Basically, you just want to make sure that you're creating large enough gaps between the balls in your arsenal, and that's what this system does. If you are somebody that's an even bowler, then you don't need anything incredibly weak or anything incredibly strong. If you're becoming more competitive and participating in tournaments, but you're not seeing the results you want, then use this system to figure out what balls suit your style.
For example, in our area places that runs a lot of big tournaments, they play dry a lot. The oil pattern goes away pretty quickly and it gets a little hard to get the ball down the lane come game five. So, maybe you need another weak ball or maybe something that is still a 2 ball, but with a much weaker drilling. For example, you're going to go with like a 2 inch pin-to-PAB to really calm the ball down and make sure it gets down the lane. Something like that might work.
Maybe the house that has tournaments in your area is like ice. Every time you bowl you have to play much tighter, and when that happens, you might decide that your 6th ball will be something really high-end and aggressive.
Maybe you have a 4 and a 5, but you’re looking for something that cuts in between those two. You can fill in the gaps once you start getting to that level where you think you need ten balls. You might want to have two balls that have similar overall motion but different shapes, like one that picks up and is a little rollier, and the other one skates further and cuts harder. Different shapes carry better in different houses.

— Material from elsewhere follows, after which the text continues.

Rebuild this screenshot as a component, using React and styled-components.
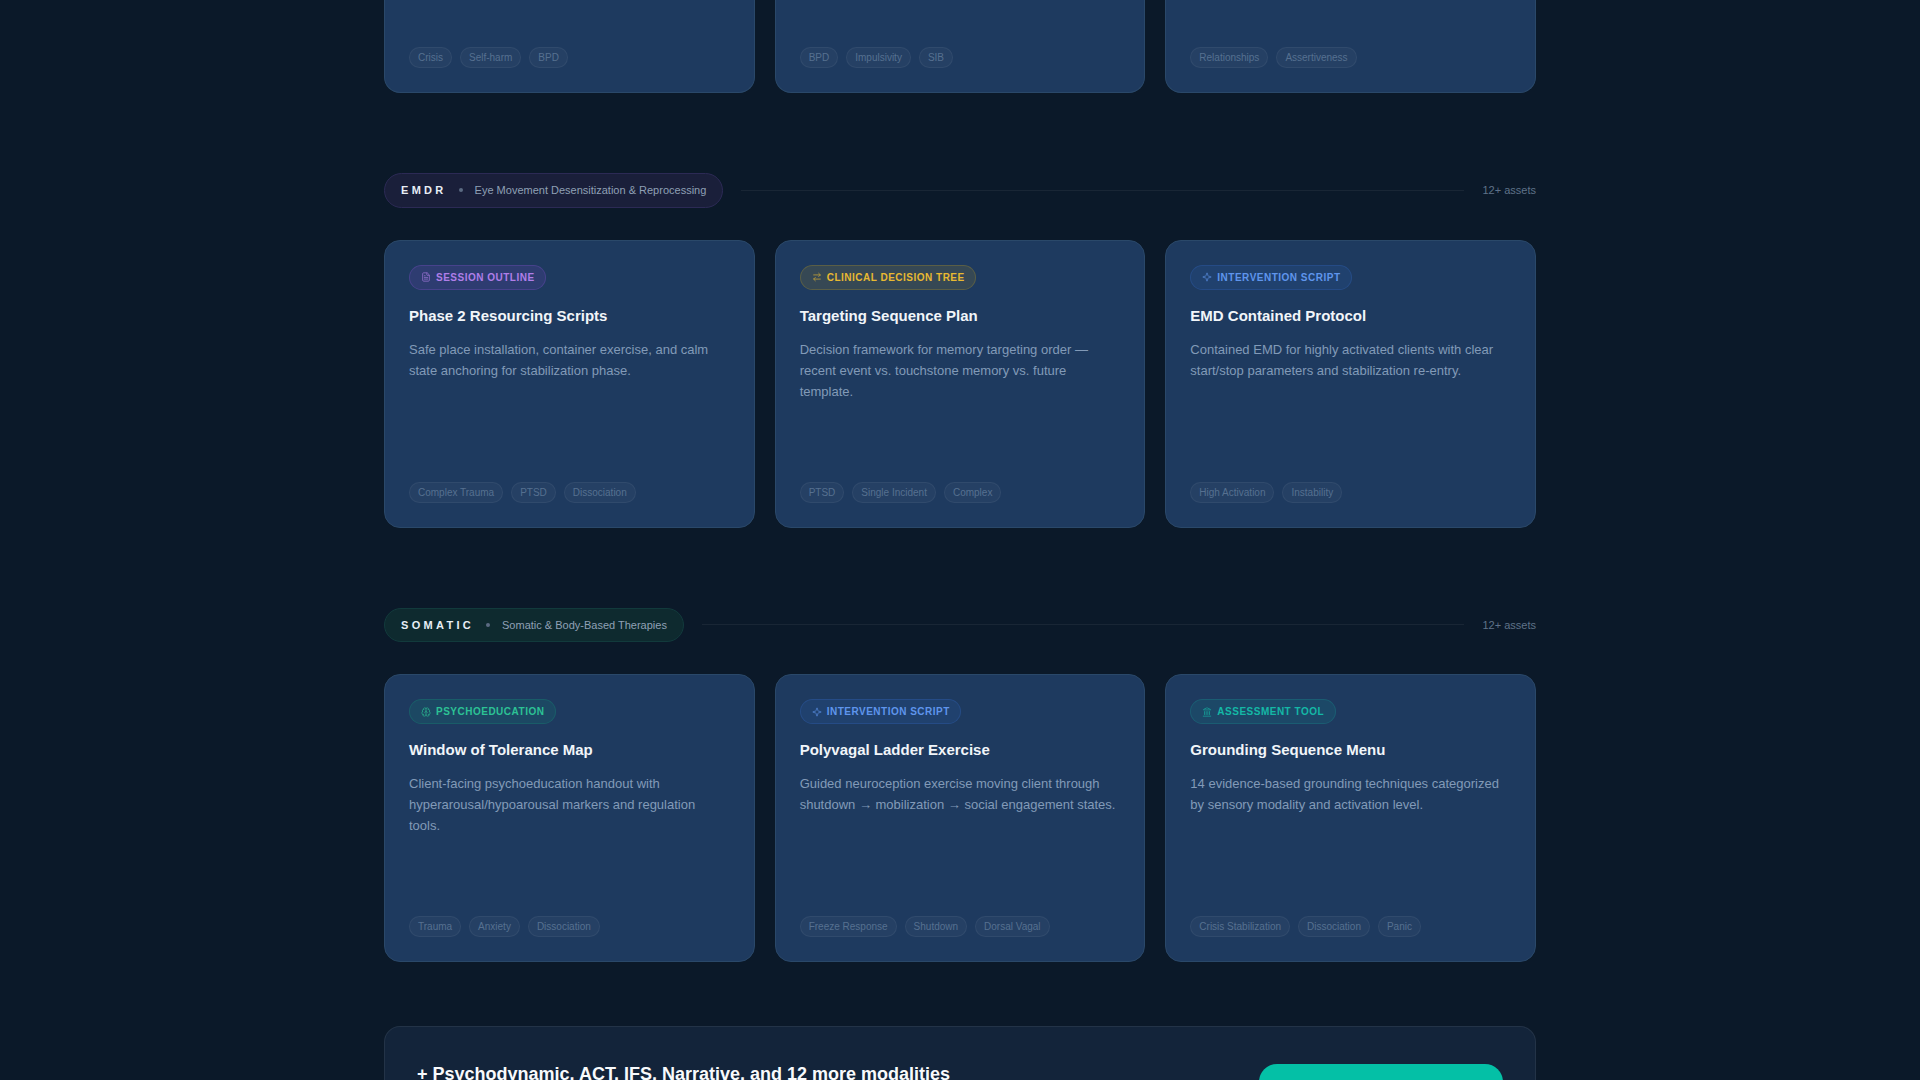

Another thing you could do if you’re going up to ten balls is to try to get that same set. If you're even and have that 2, 3, 4, 5, & 6. I would say get another 2, 3, 4, 5, & 6, but create a different shape with them. Let’s say you have a 2 ball, the Fanatic BTU. Well, the Fanatic BTU is going to be a smoother motion. Now, let's say you have the Johnny Petraglia LT 48, which is also a 2, but this one will give you better length and harder motion in the backend. So, now you have two 2 balls that might line up the same, but are going to have different shapes to the hole, and that's better.
This is just a way to help you pick your next ball. It's not a perfect system, but it gives you a better idea of what you need. It also helps you know your bowler type and throwing style.